The amount of global IP traffic will almost triple over the next five years, hitting 3.3 zettabytes by 2021 as multiple factors continue to accelerate the worldwide digitization trend, according to Cisco Systems officials.
According to the latest version of Cisco’s annual Internet Visual Networking Index (VNI) forecast, the internet of things (IoT) will continue to be a driving force, while video will account for more than 80 percent of the traffic running over global IP networks. More people will have more personal devices, machine-to-machine (M2M) connections will increase, and emerging trends like virtual reality (VR), augmented reality (AR) and software-defined WAN (SD-WAN) will play a larger role on networks around the world.
A lot of the burden regarding not only networking but also security will fall on service providers as pressure on global networks grows, according to company officials.
“As global digital transformation continues to impact billions of consumers and businesses, the network and security will be essential to support the future of the Internet,” Yvette Kanouff, senior vice president and general manager of Cisco’s Service Provider Business, said in a statement. “Driving network innovation with service providers will be key for Cisco to support the needs of their customers who want reliable, secure, and high quality connected experiences.”
The numbers themselves are staggering. Over the next five years, the number of internet users will grow from 3.3 billion now to 4.6 billion in 2021, or 58 percent of the population, while the number of M2M connections will account for more than half of the 27.1 billion devices and connections within five years and 5 percent of global IP traffic by then, an indication of the growing influence of the IoT, particularly in such areas as the connected home, health care, smart cars and connected cities.
Bandwidth-hungry video will continue to drive internet traffic growth.

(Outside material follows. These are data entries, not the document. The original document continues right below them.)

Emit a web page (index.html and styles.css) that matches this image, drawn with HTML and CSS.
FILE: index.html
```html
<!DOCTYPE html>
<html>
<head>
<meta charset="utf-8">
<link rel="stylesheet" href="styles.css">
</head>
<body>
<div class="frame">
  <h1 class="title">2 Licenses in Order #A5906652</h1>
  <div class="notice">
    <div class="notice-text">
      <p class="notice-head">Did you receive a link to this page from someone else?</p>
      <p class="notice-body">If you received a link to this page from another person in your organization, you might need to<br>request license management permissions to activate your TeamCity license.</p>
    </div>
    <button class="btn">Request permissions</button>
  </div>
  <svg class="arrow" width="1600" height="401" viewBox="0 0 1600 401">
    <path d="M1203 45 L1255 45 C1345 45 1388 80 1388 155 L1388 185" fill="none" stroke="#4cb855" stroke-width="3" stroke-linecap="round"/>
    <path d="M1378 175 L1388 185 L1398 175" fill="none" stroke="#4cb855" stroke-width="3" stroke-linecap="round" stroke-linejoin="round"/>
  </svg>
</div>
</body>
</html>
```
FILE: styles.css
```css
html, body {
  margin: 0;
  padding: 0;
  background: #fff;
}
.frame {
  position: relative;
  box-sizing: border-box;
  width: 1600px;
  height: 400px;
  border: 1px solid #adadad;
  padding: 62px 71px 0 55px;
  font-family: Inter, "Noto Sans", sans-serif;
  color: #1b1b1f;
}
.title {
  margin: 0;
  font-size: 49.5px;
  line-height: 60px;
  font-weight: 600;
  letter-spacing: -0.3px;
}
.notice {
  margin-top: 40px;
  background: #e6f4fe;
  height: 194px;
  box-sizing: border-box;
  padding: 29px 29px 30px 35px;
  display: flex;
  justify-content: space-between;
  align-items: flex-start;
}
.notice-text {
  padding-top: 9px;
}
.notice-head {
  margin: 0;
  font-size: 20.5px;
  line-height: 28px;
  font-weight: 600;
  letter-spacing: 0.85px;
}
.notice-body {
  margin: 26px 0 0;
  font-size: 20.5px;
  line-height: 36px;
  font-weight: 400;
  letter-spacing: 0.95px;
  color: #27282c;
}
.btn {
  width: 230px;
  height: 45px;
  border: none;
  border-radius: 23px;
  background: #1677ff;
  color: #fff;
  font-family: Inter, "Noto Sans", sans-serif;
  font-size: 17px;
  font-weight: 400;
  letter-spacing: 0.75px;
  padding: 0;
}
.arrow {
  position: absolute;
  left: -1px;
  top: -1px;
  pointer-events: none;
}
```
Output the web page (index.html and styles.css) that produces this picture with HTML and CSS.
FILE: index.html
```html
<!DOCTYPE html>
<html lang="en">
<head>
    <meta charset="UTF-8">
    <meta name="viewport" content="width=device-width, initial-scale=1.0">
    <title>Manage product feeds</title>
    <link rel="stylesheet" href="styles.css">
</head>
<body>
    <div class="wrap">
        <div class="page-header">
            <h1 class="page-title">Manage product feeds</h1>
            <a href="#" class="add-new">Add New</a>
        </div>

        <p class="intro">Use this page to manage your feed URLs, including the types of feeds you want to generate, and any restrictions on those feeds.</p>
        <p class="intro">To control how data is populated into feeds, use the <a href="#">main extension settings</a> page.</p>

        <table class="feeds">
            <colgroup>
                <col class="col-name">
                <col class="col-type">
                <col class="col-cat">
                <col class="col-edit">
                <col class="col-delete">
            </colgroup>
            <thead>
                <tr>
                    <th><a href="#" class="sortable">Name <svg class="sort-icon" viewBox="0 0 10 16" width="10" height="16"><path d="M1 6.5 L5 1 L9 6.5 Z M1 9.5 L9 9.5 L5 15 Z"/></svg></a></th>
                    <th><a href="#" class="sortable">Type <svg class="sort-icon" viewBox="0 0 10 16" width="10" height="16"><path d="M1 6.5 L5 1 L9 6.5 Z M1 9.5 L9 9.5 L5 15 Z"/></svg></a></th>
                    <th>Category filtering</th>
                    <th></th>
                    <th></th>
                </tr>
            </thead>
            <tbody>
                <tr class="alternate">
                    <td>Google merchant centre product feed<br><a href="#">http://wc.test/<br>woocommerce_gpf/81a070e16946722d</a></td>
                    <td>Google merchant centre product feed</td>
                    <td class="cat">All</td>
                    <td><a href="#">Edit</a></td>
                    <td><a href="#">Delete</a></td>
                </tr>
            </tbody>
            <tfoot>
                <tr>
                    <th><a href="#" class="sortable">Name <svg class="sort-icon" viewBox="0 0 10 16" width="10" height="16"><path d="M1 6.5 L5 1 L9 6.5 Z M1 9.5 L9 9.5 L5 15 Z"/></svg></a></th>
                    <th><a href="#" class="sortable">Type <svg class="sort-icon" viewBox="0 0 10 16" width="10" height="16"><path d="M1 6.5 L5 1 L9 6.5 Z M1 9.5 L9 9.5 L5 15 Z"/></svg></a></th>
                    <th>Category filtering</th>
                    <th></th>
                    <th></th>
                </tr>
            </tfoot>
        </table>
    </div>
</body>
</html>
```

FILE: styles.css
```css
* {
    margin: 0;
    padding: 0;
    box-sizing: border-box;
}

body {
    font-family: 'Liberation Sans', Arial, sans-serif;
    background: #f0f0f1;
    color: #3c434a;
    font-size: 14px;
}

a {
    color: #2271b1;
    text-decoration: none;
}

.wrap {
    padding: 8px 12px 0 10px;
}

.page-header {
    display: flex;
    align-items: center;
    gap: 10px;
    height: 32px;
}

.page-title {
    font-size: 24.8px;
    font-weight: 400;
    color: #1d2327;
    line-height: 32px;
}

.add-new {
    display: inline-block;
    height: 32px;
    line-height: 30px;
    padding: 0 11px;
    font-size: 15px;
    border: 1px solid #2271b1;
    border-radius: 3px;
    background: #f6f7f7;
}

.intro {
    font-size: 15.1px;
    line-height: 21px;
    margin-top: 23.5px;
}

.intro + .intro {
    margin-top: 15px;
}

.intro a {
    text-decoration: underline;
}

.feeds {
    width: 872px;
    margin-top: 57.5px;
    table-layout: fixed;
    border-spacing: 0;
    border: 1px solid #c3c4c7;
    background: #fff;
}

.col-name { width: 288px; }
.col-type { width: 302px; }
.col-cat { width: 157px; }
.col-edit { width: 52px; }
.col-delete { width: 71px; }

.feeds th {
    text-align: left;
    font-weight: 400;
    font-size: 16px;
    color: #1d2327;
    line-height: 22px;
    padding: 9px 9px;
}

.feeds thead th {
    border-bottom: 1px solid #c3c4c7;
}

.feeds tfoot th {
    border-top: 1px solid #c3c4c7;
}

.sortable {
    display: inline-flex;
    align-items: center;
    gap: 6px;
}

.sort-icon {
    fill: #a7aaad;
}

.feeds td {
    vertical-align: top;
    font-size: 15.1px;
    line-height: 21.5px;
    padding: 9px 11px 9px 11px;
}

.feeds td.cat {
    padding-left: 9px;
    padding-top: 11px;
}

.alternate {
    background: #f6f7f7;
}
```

Currently, 67 percent of internet traffic is from video, and there are 1.4 billion video users; those numbers will jump to 80 percent and almost 1.9 billion users in five years. By 2021, users will view 3 trillion internet videos per month, or about a million video minutes every second. Playing a larger role in all this will be live internet video—such as streaming of TV apps and personal live streaming on social networks—which will see 15-fold growth and hit 13 percent of internet video traffic by 2021. VR and AR traffic will jump 20 times over five years, which will account for 1 percent of global entertainment traffic.
By 2021, there will be 541.6 million WiFi hotspots, a sixfold increase, and WiFi- and mobile-connected devices will account for 73 percent of internet traffic in five years. SD-WAN, among the fastest-growing sectors in the larger network virtualization space, will increase six times and represent 25 percent of WAN traffic in five years, and SD-WAN traffic will grow 44 percent a year. Traditional WAN will grow 5 percent annually. In another key trend, end-user internet traffic is pushing closer to the network edge, as more than a third of traffic will not touch the core by 2021.

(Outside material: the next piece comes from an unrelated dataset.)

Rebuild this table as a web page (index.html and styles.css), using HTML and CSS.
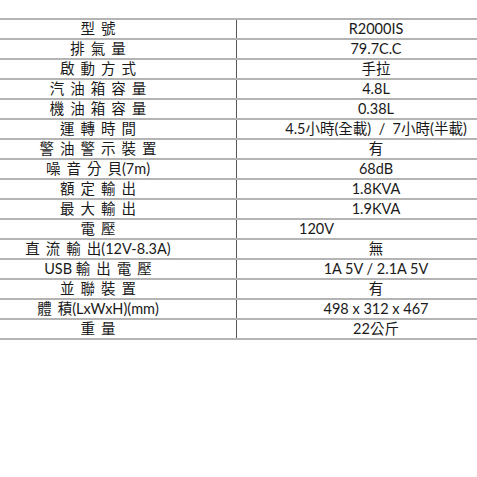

Looking at security, Cisco officials said the average size of distributed denial-of-service (DDoS) attacks is growing, nearing 1.2G bps, which they said are enough to take most organizations offline completely. The number of such attacks globally jumped 172 percent between 2015 and 2016, and will jump 2.5 times by 2021.
All of this will put even more pressure on service providers already trying to keep pace with demand. In a post on the company blog, Thomas Barnett, director of service provider thought leadership for Cisco’s Worldwide Service Provider Marketing Group, noted the increasing presence of IoT-related M2M devices, the growing amount of global internet traffic that will be wireless and the rising threat of DDoS attacks as networking and internet trends that service providers need to pay particular attention to. Barnett also outlined recommended actions, such as transitioning from IPv4 to IPv6, developing plans for migrating to 5G and developing a long-term, comprehensive security plan.
“Today, consumers and business users depend on global IP networks more than ever,” he wrote. “While it can be easy to take connectivity for granted when networks are working well, it can be a minor inconvenience or a major hardship when networks fail or provide sub-optimal experiences. Global service providers are constantly monitoring, managing, and innovating their fixed and mobile infrastructures to meet subscriber demands.”